## SUPPLIED RECORDS

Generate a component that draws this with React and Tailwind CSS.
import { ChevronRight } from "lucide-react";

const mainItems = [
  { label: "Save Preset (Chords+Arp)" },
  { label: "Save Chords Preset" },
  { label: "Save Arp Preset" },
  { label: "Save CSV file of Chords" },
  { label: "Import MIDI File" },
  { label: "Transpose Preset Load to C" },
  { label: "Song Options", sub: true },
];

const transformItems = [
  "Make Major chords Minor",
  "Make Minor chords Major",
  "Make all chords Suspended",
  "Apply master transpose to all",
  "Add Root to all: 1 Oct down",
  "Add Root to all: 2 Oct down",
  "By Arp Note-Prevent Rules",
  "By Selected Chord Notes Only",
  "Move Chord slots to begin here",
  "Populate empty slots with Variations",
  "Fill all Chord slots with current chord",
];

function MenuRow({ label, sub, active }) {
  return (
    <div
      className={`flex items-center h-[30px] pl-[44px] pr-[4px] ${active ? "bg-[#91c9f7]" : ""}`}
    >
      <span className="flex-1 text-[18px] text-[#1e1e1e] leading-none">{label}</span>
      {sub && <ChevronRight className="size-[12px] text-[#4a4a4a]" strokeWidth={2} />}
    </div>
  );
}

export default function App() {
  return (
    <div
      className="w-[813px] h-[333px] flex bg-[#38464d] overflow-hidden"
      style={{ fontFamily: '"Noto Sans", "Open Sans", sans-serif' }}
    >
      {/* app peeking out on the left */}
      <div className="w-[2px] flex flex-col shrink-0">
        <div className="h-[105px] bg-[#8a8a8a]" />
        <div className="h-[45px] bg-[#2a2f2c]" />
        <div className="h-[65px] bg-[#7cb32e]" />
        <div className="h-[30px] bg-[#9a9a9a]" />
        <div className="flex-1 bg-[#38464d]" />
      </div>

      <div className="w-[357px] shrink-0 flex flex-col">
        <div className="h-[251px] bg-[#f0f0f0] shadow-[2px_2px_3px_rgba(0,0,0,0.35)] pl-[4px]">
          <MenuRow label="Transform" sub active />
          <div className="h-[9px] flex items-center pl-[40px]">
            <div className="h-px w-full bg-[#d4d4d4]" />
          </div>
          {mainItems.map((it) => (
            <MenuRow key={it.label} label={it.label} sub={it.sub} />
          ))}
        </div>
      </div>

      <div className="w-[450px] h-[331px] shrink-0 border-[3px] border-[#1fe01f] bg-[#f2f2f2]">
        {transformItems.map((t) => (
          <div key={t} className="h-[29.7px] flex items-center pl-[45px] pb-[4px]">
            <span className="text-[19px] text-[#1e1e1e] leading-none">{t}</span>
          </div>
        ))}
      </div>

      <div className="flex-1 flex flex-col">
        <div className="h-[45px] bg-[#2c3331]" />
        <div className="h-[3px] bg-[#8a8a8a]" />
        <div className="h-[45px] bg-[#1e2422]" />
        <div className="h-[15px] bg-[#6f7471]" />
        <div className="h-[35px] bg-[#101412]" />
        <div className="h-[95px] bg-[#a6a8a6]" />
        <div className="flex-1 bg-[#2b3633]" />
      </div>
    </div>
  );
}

==

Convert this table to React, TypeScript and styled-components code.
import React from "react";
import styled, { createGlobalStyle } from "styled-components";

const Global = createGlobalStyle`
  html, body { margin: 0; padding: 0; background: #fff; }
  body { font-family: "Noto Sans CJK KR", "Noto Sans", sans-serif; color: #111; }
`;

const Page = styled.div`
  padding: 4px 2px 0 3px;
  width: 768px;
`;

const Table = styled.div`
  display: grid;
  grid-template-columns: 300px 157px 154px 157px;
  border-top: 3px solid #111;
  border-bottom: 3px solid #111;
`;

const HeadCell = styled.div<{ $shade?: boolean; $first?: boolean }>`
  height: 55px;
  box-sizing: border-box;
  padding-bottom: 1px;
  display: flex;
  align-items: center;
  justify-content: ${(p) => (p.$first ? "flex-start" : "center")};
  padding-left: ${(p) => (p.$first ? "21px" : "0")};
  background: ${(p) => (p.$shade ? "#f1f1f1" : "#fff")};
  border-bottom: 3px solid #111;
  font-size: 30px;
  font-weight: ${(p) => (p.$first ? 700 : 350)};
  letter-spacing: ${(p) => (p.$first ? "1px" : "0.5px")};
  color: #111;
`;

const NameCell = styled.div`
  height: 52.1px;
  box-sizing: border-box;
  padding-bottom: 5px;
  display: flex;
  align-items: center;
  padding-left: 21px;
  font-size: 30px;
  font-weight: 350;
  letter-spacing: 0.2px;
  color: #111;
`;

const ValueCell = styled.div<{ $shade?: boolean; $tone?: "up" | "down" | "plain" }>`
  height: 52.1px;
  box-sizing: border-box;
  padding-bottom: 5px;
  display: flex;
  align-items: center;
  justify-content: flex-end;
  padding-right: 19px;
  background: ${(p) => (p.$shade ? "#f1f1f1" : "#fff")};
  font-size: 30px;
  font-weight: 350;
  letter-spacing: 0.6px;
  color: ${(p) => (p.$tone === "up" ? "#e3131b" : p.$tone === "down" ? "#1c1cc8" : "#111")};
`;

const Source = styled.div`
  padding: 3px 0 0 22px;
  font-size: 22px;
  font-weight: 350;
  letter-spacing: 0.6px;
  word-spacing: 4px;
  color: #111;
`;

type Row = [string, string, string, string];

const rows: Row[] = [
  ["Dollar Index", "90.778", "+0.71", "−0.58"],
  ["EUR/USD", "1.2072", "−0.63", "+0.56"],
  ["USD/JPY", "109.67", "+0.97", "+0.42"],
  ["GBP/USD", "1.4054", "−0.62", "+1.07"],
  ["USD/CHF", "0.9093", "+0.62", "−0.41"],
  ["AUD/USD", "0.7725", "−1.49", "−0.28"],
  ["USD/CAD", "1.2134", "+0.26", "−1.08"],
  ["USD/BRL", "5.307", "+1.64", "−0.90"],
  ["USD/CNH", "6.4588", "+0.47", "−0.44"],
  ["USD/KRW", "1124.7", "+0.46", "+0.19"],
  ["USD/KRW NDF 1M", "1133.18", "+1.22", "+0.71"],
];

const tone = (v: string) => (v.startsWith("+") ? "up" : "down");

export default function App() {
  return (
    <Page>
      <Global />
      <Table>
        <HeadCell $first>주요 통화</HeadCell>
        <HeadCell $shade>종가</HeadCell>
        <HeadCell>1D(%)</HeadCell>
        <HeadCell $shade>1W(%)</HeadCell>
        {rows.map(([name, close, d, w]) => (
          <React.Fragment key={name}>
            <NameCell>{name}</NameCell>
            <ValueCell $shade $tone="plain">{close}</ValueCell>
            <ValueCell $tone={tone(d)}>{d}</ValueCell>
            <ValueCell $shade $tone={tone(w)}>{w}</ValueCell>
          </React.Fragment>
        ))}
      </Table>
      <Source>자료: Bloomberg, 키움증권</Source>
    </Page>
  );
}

* * *

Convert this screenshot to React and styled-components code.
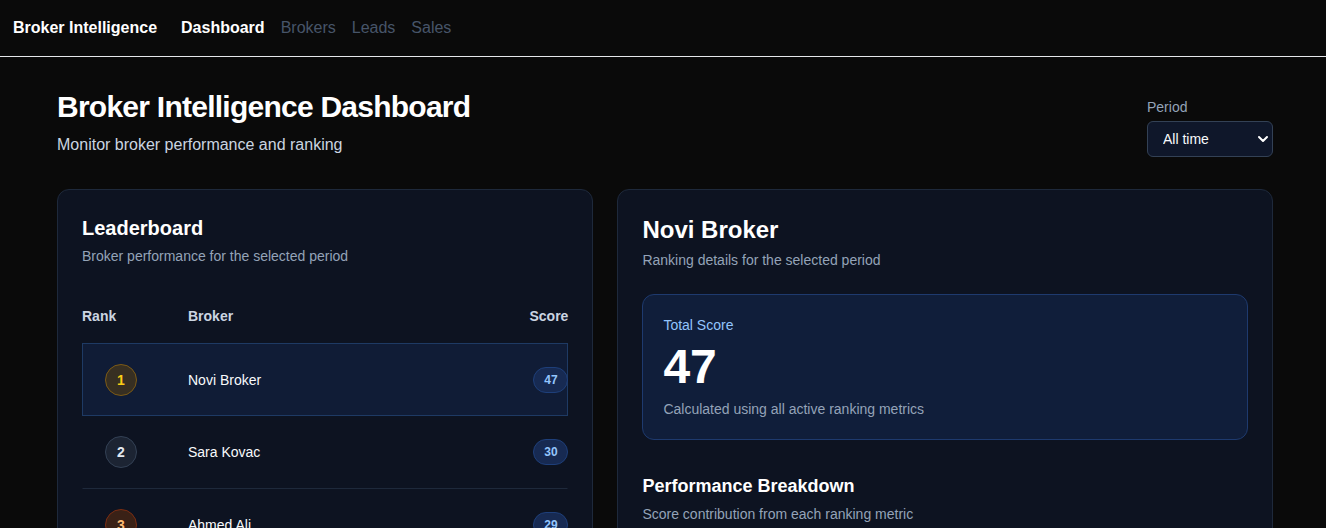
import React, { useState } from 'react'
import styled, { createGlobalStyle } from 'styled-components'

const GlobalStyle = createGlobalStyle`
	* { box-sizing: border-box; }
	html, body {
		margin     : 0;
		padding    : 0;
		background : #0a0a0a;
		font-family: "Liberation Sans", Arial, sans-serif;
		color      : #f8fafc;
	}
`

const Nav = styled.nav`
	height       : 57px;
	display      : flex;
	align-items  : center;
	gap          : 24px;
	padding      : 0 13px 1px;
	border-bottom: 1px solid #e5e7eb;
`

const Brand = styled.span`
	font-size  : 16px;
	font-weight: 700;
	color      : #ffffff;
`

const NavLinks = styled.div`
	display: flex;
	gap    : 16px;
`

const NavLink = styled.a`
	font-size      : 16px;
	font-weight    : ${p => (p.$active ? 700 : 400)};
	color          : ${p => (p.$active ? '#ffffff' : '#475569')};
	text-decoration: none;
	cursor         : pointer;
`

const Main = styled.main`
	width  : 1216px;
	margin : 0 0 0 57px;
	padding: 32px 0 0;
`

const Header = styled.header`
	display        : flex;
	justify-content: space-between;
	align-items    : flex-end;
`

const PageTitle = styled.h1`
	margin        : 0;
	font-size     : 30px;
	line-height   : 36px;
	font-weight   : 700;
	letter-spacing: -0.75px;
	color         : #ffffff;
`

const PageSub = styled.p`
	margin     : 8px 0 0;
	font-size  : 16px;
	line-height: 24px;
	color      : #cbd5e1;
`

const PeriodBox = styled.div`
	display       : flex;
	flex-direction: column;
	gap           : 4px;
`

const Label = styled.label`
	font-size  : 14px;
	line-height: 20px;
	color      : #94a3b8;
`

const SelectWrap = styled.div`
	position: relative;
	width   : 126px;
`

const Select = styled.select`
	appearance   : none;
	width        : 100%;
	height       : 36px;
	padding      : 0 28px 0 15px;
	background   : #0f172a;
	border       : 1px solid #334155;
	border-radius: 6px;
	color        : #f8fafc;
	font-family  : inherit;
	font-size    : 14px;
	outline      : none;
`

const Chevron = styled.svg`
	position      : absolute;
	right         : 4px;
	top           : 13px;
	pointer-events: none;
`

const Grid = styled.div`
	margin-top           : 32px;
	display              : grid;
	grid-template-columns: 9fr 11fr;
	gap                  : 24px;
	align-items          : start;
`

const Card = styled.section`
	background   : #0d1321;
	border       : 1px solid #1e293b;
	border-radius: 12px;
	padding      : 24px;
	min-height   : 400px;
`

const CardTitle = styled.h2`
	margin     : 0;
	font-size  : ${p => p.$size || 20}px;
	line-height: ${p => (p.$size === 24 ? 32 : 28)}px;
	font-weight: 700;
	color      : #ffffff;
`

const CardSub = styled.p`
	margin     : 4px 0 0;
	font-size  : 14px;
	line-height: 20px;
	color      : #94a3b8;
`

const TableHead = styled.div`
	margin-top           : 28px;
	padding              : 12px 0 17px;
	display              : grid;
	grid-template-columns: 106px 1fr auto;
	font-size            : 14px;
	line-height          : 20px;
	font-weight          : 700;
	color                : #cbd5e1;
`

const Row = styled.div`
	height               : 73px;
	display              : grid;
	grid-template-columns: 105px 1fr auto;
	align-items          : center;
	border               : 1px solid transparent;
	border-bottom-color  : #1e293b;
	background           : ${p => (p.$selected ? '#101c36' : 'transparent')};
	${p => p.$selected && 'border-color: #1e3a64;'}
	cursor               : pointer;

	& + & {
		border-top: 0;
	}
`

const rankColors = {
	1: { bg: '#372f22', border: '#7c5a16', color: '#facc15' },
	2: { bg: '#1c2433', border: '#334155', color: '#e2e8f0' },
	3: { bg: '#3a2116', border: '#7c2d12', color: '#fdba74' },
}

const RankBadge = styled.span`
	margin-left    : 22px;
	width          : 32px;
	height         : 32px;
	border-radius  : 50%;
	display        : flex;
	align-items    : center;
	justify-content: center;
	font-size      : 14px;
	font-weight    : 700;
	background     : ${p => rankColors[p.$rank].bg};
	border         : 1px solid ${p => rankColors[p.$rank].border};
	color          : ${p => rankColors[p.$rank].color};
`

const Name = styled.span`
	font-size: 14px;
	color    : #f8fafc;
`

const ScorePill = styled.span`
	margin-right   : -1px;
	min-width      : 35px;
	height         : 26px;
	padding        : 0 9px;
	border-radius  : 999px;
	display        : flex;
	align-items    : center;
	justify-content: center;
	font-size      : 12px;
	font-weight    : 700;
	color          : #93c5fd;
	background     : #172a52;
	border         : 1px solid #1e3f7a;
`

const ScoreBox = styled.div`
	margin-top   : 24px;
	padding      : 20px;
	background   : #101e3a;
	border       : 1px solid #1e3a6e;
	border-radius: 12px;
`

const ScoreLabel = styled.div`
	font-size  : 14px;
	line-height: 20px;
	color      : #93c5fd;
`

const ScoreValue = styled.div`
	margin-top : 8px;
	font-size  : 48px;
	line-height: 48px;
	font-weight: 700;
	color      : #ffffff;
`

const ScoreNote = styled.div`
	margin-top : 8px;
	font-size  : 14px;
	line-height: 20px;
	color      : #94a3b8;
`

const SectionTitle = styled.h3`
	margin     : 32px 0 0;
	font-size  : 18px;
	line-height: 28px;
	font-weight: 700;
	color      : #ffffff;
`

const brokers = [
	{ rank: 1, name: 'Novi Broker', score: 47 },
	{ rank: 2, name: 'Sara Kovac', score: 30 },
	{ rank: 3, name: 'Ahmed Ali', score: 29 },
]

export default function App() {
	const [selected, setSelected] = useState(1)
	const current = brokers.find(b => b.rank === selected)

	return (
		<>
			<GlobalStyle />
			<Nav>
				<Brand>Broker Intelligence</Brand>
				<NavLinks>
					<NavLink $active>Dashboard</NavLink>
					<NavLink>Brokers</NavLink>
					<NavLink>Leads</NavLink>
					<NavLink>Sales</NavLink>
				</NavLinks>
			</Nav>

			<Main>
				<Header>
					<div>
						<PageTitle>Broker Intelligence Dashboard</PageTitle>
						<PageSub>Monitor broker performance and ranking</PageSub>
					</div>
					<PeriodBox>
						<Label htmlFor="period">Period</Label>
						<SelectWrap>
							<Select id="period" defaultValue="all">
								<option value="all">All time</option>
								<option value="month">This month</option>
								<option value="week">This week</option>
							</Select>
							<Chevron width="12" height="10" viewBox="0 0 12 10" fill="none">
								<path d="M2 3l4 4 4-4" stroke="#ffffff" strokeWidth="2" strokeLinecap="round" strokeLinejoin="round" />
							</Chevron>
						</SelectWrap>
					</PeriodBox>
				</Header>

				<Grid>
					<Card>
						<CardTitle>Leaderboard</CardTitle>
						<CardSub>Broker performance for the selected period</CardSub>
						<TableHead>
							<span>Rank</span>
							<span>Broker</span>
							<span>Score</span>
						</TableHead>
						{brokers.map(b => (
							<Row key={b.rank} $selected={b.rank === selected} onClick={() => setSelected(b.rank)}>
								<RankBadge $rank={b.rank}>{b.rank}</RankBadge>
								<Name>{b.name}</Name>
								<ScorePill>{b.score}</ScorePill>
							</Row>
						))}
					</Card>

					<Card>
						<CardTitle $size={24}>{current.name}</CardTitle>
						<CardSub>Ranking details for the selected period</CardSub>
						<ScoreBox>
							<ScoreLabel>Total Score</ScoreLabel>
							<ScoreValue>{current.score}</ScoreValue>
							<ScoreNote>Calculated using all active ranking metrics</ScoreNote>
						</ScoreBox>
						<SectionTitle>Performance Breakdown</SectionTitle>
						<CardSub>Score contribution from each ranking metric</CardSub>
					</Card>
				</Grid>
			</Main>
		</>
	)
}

## THE REQUEST
Which lines contain the word "code"? Return each of them.

## THE RESULT
Convert this table to React, TypeScript and styled-components code.
Convert this screenshot to React and styled-components code.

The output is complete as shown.